It has been several weeks since Gibson W. Jerue and his wife began praying, planning and working out modalities on how to be of assistance to younger Liberian generations.
Their prayers and planning which involved conducting a feasibility study on their desire to extend helping hands to those who need it most, especially indigent and struggling students in different categories of the Liberian school system, have resulted into the formation of the Gibson W. Jerue Education Foundation.
As a way celebrating their shared dream, the Gibson W. Jerue Education Foundation based in Fargo, North Dakota, United States, has released an initial amount of $31,200 Liberian Dollars to the foundation’s Liberia Coordinator, Mr. Isaac Kai.
According to a press release, the amount which is already in the possession of Mr. Kai will be used to sponsor five out of ten students targeted for academic year 2013/2014 at the University of Liberia.
Students to benefit from the scholarship are Fred Tailey and Emmanuel P. Tenney of Tchien District, Kanio Blitaye and Mark Kawea of Gbarzon District and Christine Nywoeh of Konobo District, all in Liberia; they are all freshmen at the University of Liberia.
The release further states that students at college and university levels will have to maintain the minimal GPA of 2.50 and take up to 21 credits to be qualified, and at the same time those in grade schools would be required to obtain the minimum of 80% or B average in order to remain enrolled in the foundation’s scholarship program.
As things evolve, the foundation according to report will extend its projects to private colleges and universities across Liberia, and preparations are underway for the Gibson W. Jerue Education to become a partner of the University of Liberia’s external scholarship intake program.
“She has been awesome partner in my life”
The foundation’s Chief Executive Office, Gibson W. Jerue, is however extending thanks and appreciations to those who encouraged him through the continuation of this program, especially his wife. ”In this light I would like to thank my wife, Delbra, for her support to this project, especially at a time when bills and other responsibilities are sucking every dime out of us. She has been awesome partner in my life and in all that I do, and I am grateful to her.” (Jerue)

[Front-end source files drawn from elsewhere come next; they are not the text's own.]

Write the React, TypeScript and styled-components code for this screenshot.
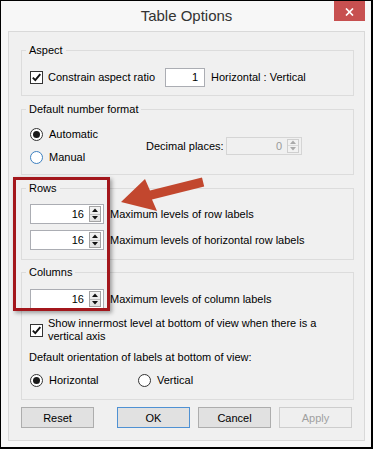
import React from "react";
import styled, { createGlobalStyle } from "styled-components";

const GlobalStyle = createGlobalStyle`
  html, body { margin: 0; padding: 0; background: #ffffff; }
  body {
    font-family: "Liberation Sans", Arial, sans-serif;
    font-size: 11px;
    color: #000;
  }
  * { box-sizing: border-box; }
`;

const Page = styled.div`
  position: relative;
  width: 373px;
  height: 449px;
`;

const Window = styled.div`
  width: 373px;
  height: 449px;
  background: #f7f7f7;
  border-style: solid;
  border-color: #000;
  border-width: 1px 2px 2px 1px;
  padding: 0 6px 6px 7px;
  display: flex;
  flex-direction: column;
`;

const TitleBar = styled.div`
  height: 30px;
  flex: none;
  display: grid;
  grid-template-columns: 1fr auto 1fr;
  align-items: start;
`;

const Title = styled.div`
  grid-column: 2;
  font-size: 15px;
  line-height: 30px;
  color: #333;
`;

const CloseButton = styled.div`
  grid-column: 3;
  justify-self: end;
  width: 31px;
  height: 20px;
  background: #c75050;
  display: flex;
  align-items: center;
  justify-content: center;
  padding-top: 2px;
`;

const Panel = styled.div`
  flex: none;
  height: 410px;
  background: #f0f0f0;
  border: 1px solid #d9d9d9;
  padding: 11px 10px 12px 12px;
  display: flex;
  flex-direction: column;
`;

const Group = styled.fieldset<{ $mt: number; $pt: number; $pb: number }>`
  margin: ${(p) => p.$mt}px 0 0 0;
  padding: ${(p) => p.$pt}px 8px ${(p) => p.$pb}px 8px;
  border: 1px solid #dcdcdc;
  min-width: 0;
  display: flex;
  flex-direction: column;
`;

const Legend = styled.legend`
  padding: 0 3px;
  margin-left: -4px;
  font-size: 11px;
  line-height: 14px;
`;

const Row = styled.div<{ $h?: number; $mt?: number }>`
  display: flex;
  align-items: center;
  height: ${(p) => (p.$h ? `${p.$h}px` : "auto")};
  margin-top: ${(p) => p.$mt ?? 0}px;
`;

const Option = styled.label<{ $w?: number; $gap?: number }>`
  display: flex;
  align-items: center;
  gap: ${(p) => p.$gap ?? 5}px;
  width: ${(p) => (p.$w ? `${p.$w}px` : "auto")};
  flex: none;
`;

const Box = styled.span`
  width: 13px;
  height: 13px;
  flex: none;
  border: 1px solid #333;
  background: #fff;
  display: flex;
  align-items: center;
  justify-content: center;
`;

const Radio = styled.span<{ $checked?: boolean; $focus?: boolean }>`
  width: 13px;
  height: 13px;
  flex: none;
  border-radius: 50%;
  border: 1px solid ${(p) => (p.$focus ? "#3d80c0" : "#333")};
  background: #fff;
  display: flex;
  align-items: center;
  justify-content: center;
  &::after {
    content: "";
    display: ${(p) => (p.$checked ? "block" : "none")};
    width: 7px;
    height: 7px;
    border-radius: 50%;
    background: #1a1a1a;
  }
`;

const Field = styled.div<{ $w: number; $h: number; $disabled?: boolean; $pr?: number }>`
  width: ${(p) => p.$w}px;
  height: ${(p) => p.$h}px;
  flex: none;
  border: 1px solid ${(p) => (p.$disabled ? "#d5d5d5" : "#abadb3")};
  background: ${(p) => (p.$disabled ? "#f0f0f0" : "#fff")};
  color: ${(p) => (p.$disabled ? "#9a9a9a" : "#000")};
  display: flex;
  align-items: center;
  justify-content: flex-end;
  padding-right: ${(p) => p.$pr ?? 2}px;
`;

const Value = styled.span<{ $mr: number }>`
  margin-right: ${(p) => p.$mr}px;
`;

const Spinner = styled.div<{ $h: number; $disabled?: boolean }>`
  width: 12px;
  height: ${(p) => p.$h}px;
  flex: none;
  border: 1px solid ${(p) => (p.$disabled ? "#cfcfcf" : "#a3a3a3")};
  background: ${(p) => (p.$disabled ? "#f2f2f2" : "linear-gradient(#f4f4f4, #e1e1e1)")};
  display: flex;
  flex-direction: column;
`;

const SpinHalf = styled.div<{ $top?: boolean; $disabled?: boolean }>`
  flex: 1;
  display: flex;
  align-items: center;
  justify-content: center;
  border-bottom: ${(p) => (p.$top ? `1px solid ${p.$disabled ? "#dadada" : "#bdbdbd"}` : "none")};
`;

const Text = styled.span<{ $ml?: number }>`
  margin-left: ${(p) => p.$ml ?? 0}px;
  white-space: nowrap;
`;

const WrapText = styled.span`
  max-width: 285px;
  line-height: 13px;
`;

const Caption = styled.div<{ $mt: number }>`
  margin: ${(p) => p.$mt}px 0 0 -1px;
  line-height: 13px;
`;

const RadioColumn = styled.div`
  width: 116px;
  flex: none;
  display: flex;
  flex-direction: column;
  gap: 3px;
`;

const DecLabel = styled.span`
  width: 80px;
  flex: none;
`;

const CheckRow = styled.label`
  display: flex;
  align-items: center;
  gap: 5px;
  margin-top: 8px;
`;

const ButtonRow = styled.div`
  display: flex;
  justify-content: space-between;
  margin-top: 7px;
  padding-right: 2px;
`;

const ButtonGroup = styled.div`
  display: flex;
  gap: 8px;
`;

const Button = styled.button<{ $default?: boolean }>`
  width: 73px;
  height: 21px;
  padding: 0;
  font-family: "Liberation Sans", Arial, sans-serif;
  font-size: 11px;
  color: #000;
  background: #e1e1e1;
  border: 1px solid ${(p) => (p.$default ? "#4f91d3" : "#adadad")};
  &:disabled {
    color: #a0a0a0;
    background: #efefef;
    border-color: #cdcdcd;
  }
`;

const Highlight = styled.div`
  position: absolute;
  left: 13px;
  top: 177px;
  width: 97px;
  height: 134px;
  border: 3px solid #a3171c;
  box-shadow: 2px 2px 4px rgba(0, 0, 0, 0.35);
  pointer-events: none;
`;

const ArrowSvg = styled.svg`
  position: absolute;
  left: 118px;
  top: 172px;
  pointer-events: none;
`;

const Check = () => (
  <Box>
    <svg width="11" height="11" viewBox="0 0 11 11">
      <path d="M1.8 5.6 L4.3 8.2 L9.3 2.2" fill="none" stroke="#111" strokeWidth="1.9" />
    </svg>
  </Box>
);

const Tri = ({ up, color }: { up?: boolean; color: string }) => (
  <svg width="6" height="4" viewBox="0 0 6 4">
    <path d={up ? "M0 4 L3 0.5 L6 4 Z" : "M0 0 L3 3.5 L6 0 Z"} fill={color} />
  </svg>
);

const Spin = ({ value, w, h, disabled }: { value: string; w: number; h: number; disabled?: boolean }) => (
  <Field $w={w} $h={h} $disabled={disabled}>
    <Value $mr={5}>{value}</Value>
    <Spinner $h={h - 4} $disabled={disabled}>
      <SpinHalf $top $disabled={disabled}>
        <Tri up color={disabled ? "#aaa" : "#111"} />
      </SpinHalf>
      <SpinHalf $disabled={disabled}>
        <Tri color={disabled ? "#aaa" : "#111"} />
      </SpinHalf>
    </Spinner>
  </Field>
);

export default function App() {
  return (
    <Page>
      <GlobalStyle />
      <Window>
        <TitleBar>
          <Title>Table Options</Title>
          <CloseButton>
            <svg width="9" height="8" viewBox="0 0 9 8">
              <path d="M1 0.5 L8 7.5 M8 0.5 L1 7.5" stroke="#fff" strokeWidth="1.7" />
            </svg>
          </CloseButton>
        </TitleBar>
        <Panel>
          <Group $mt={0} $pt={10} $pb={8}>
            <Legend>Aspect</Legend>
            <Row $h={20}>
              <Option $w={135}>
                <Check />
                <Text>Constrain aspect ratio</Text>
              </Option>
              <Field $w={40} $h={19} $pr={6}>
                <span>1</span>
              </Field>
              <Text $ml={6}>Horizontal : Vertical</Text>
            </Row>
          </Group>

          <Group $mt={6} $pt={8} $pb={7}>
            <Legend>Default number format</Legend>
            <Row>
              <RadioColumn>
                <Option $gap={6} style={{ height: 20 }}>
                  <Radio $checked />
                  <Text>Automatic</Text>
                </Option>
                <Option $gap={6} style={{ height: 20 }}>
                  <Radio $focus />
                  <Text>Manual</Text>
                </Option>
              </RadioColumn>
              <DecLabel>Decimal places:</DecLabel>
              <Spin value="0" w={76} h={18} disabled />
            </Row>
          </Group>

          <Group $mt={6} $pt={9} $pb={9}>
            <Legend>Rows</Legend>
            <Row $h={20}>
              <Spin value="16" w={74} h={20} />
              <Text $ml={6}>Maximum levels of row labels</Text>
            </Row>
            <Row $h={20} $mt={6}>
              <Spin value="16" w={74} h={20} />
              <Text $ml={6}>Maximum levels of horizontal row labels</Text>
            </Row>
          </Group>

          <Group $mt={5} $pt={10} $pb={9}>
            <Legend>Columns</Legend>
            <Row $h={20}>
              <Spin value="16" w={74} h={20} />
              <Text $ml={6}>Maximum levels of column labels</Text>
            </Row>
            <CheckRow>
              <Check />
              <WrapText>Show innermost level at bottom of view when there is a vertical axis</WrapText>
            </CheckRow>
            <Caption $mt={8}>Default orientation of labels at bottom of view:</Caption>
            <Row $h={20} $mt={6}>
              <Option $w={108} $gap={6}>
                <Radio $checked />
                <Text>Horizontal</Text>
              </Option>
              <Option $gap={6}>
                <Radio />
                <Text>Vertical</Text>
              </Option>
            </Row>
          </Group>

          <ButtonRow>
            <Button>Reset</Button>
            <ButtonGroup>
              <Button $default>OK</Button>
              <Button>Cancel</Button>
              <Button disabled>Apply</Button>
            </ButtonGroup>
          </ButtonRow>
        </Panel>
      </Window>

      <Highlight />
      <ArrowSvg width="90" height="42" viewBox="118 172 90 42">
        <polygon
          points="121,202 145,179 150,190.6 202,177.6 204.2,186.4 152,199.4 157,211"
          fill="#c2472e"
        />
      </ArrowSvg>
    </Page>
  );
}
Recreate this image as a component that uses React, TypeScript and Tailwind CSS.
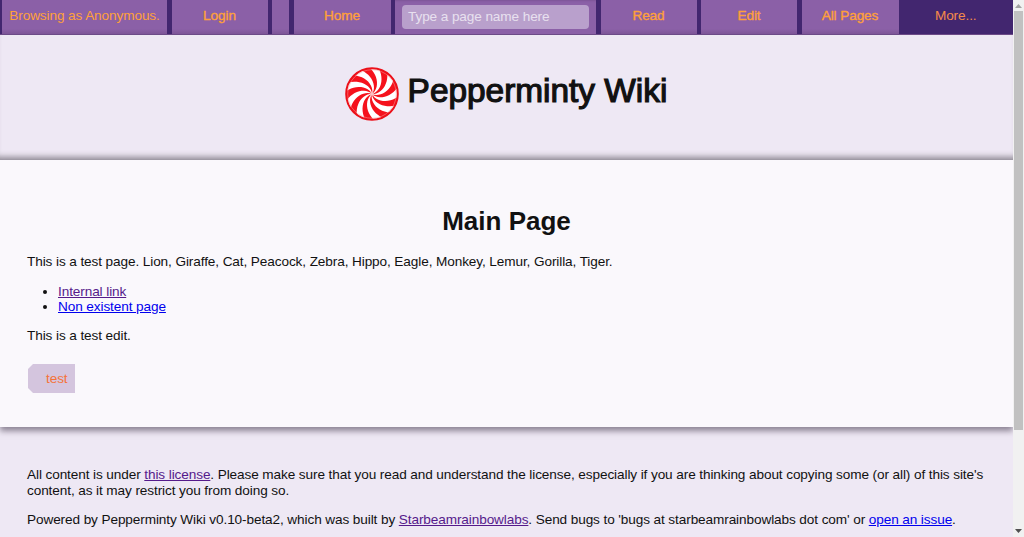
import React from "react";

function wedge(a: number, n: number) {
  const R = 26;
  const half = 180 / n;
  const twist = 62;
  const pts: string[] = [];
  const at = (r: number, deg: number) => {
    const t = (deg * Math.PI) / 180;
    return `${(r * Math.sin(t)).toFixed(2)} ${(-r * Math.cos(t)).toFixed(2)}`;
  };
  const theta = (r: number) => a - twist * Math.pow(r / R, 0.8);
  for (let i = 0; i <= 12; i++) {
    const r = (R * i) / 12;
    pts.push(at(r, theta(r) - half * 0.5));
  }
  for (let i = 12; i >= 0; i--) {
    const r = (R * i) / 12;
    pts.push(at(r, theta(r) + half * 0.5));
  }
  return "M" + pts.join(" L") + " Z";
}

function Candy() {
  const n = 9;
  const angles = Array.from({ length: n }, (_, i) => (i * 360) / n + 8);
  return (
    <svg width="56" height="56" viewBox="-28 -28 56 56" className="shrink-0 -mt-[1px]">
      <circle cx="0" cy="0" r="26" fill="#ffffff" />
      {angles.map((a) => (
        <path key={a} d={wedge(a, n)} fill="#f5121c" />
      ))}
      <circle cx="0" cy="0" r="25.8" fill="none" stroke="#ec1019" strokeWidth="2" />
      <circle cx="0" cy="0" r="24.3" fill="none" stroke="#f7a0a0" strokeOpacity="0.5" strokeWidth="1" />
      <circle cx="0" cy="0" r="1.8" fill="#f9c4c4" />
    </svg>
  );
}

function NavCell({ w, children, bold = true }: { w: string; children?: React.ReactNode; bold?: boolean }) {
  return (
    <div
      className={`${w} h-full flex items-center justify-center pb-[1px] bg-gradient-to-b from-[#8b60a7] from-[85%] to-[#7d5597] text-[#ffa03a] text-[13.6px] tracking-[-0.1px] ${bold ? "[-webkit-text-stroke:0.35px_#ffa03a]" : ""}`}
    >
      {children}
    </div>
  );
}

export default function App() {
  return (
    <div className="flex h-[537px] w-[1024px] overflow-hidden bg-[#f0f0f0] font-['Liberation_Sans',Arial,sans-serif] text-[#111111]">
      <div className="w-[1013px] h-[537px] overflow-hidden bg-[#eee8f4] shrink-0">
        <nav className="h-[35px] border-b border-[#6c4a87] bg-[#42266f] pl-[2px] flex gap-[4.5px]">
          <NavCell w="w-[165px]" bold={false}>Browsing as Anonymous.</NavCell>
          <NavCell w="w-[96px]">Login</NavCell>
          <NavCell w="w-[17px]" />
          <NavCell w="w-[97px]">Home</NavCell>
          <div className="w-[201px] h-full flex items-center justify-center bg-[#8b60a7] shadow-[inset_0_4px_2px_-3px_#7d5597]">
            <div className="w-[187px] h-[24px] rounded-[4px] bg-[#b9a0cc] flex items-center pl-[6px] text-[13.6px] tracking-[-0.1px] text-[#e8e0ef]">
              Type a page name here
            </div>
          </div>
          <NavCell w="w-[96px]">Read</NavCell>
          <NavCell w="w-[96px]">Edit</NavCell>
          <NavCell w="w-[97px]">All Pages</NavCell>
          <div className="flex-1 -ml-[4.5px] h-full flex items-center justify-center pb-[1px] bg-[#42266f] text-[#f58a4a] text-[13.6px] tracking-[-0.1px]">
            More...
          </div>
        </nav>

        <header className="h-[125px] flex items-center justify-center gap-[8px] pb-[7px] pr-[2px] shadow-[inset_0_-8px_6px_-5px_#8f8a94]">
          <Candy />
          <h1 className="text-[33.4px] font-normal leading-none -mt-[7px] [-webkit-text-stroke:1.2px_#111111]">Pepperminty Wiki</h1>
        </header>

        <main className="h-[267px] bg-[#faf8fc] px-[27px] pt-[46px] text-[13.6px] tracking-[-0.1px] leading-[15px] shadow-[0_4px_6px_rgba(60,50,70,0.55)] relative">
          <h2 className="text-center font-bold text-[26px] tracking-normal leading-[31px] mb-[17px]">Main Page</h2>
          <p className="mb-[14px] leading-[16px]">
            This is a test page. Lion, Giraffe, Cat, Peacock, Zebra, Hippo, Eagle, Monkey, Lemur, Gorilla, Tiger.
          </p>
          <ul className="list-disc pl-[31px] mb-[14px]">
            <li><a className="underline text-[#551a8b]">Internal link</a></li>
            <li><a className="underline text-[#0000ee]">Non existent page</a></li>
          </ul>
          <p className="mb-[20px] leading-[16px]">This is a test edit.</p>
          <div className="ml-[1px] w-[47px] h-[29px] bg-[#d4c5de] text-[#f5733a] flex items-center pl-[18px] [clip-path:polygon(5px_0,100%_0,100%_100%,5px_100%,0_calc(100%-5px),0_5px)]">
            test
          </div>
        </main>

        <footer className="px-[27px] pt-[40px] text-[13.6px] tracking-[-0.1px] leading-[16px]">
          <p className="mb-[13px]">
            All content is under <a className="underline text-[#551a8b]">this license</a>. Please make sure that you read and understand the license, especially if you are thinking about copying some (or all) of this site's content, as it may restrict you from doing so.
          </p>
          <p>
            Powered by Pepperminty Wiki v0.10-beta2, which was built by <a className="underline text-[#551a8b]">Starbeamrainbowlabs</a>. Send bugs to 'bugs at starbeamrainbowlabs dot com' or <a className="underline text-[#0000ee]">open an issue</a>.
          </p>
        </footer>
      </div>

      <div className="w-[11px] h-full flex flex-col items-center bg-[#f1f1f1] relative">
        <svg width="9" height="10" viewBox="0 0 9 10" className="mt-[1px]"><path d="M4.5 3 L8 7 H1 Z" fill="#a3a3a3" /></svg>
        <div className="w-[9px] h-[419px] bg-[#c1c1c1]" />
        <svg width="9" height="10" viewBox="0 0 9 10" className="mt-auto mb-[1px]"><path d="M4.5 7 L8 3 H1 Z" fill="#505050" /></svg>
      </div>
    </div>
  );
}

It can be recalled that the civil war in Liberia left the country’s educational system completely demoralized, the war which lasted nearly 15 years is believed to have claimed the lives of nearly 300,000 people. Liberians in the Diasporas have been struggling to dig out of their pockets in an effort to rebuild their country’s ravaged infrastructures, but oversea bill payment system tend to post a serious challenge to this scheme.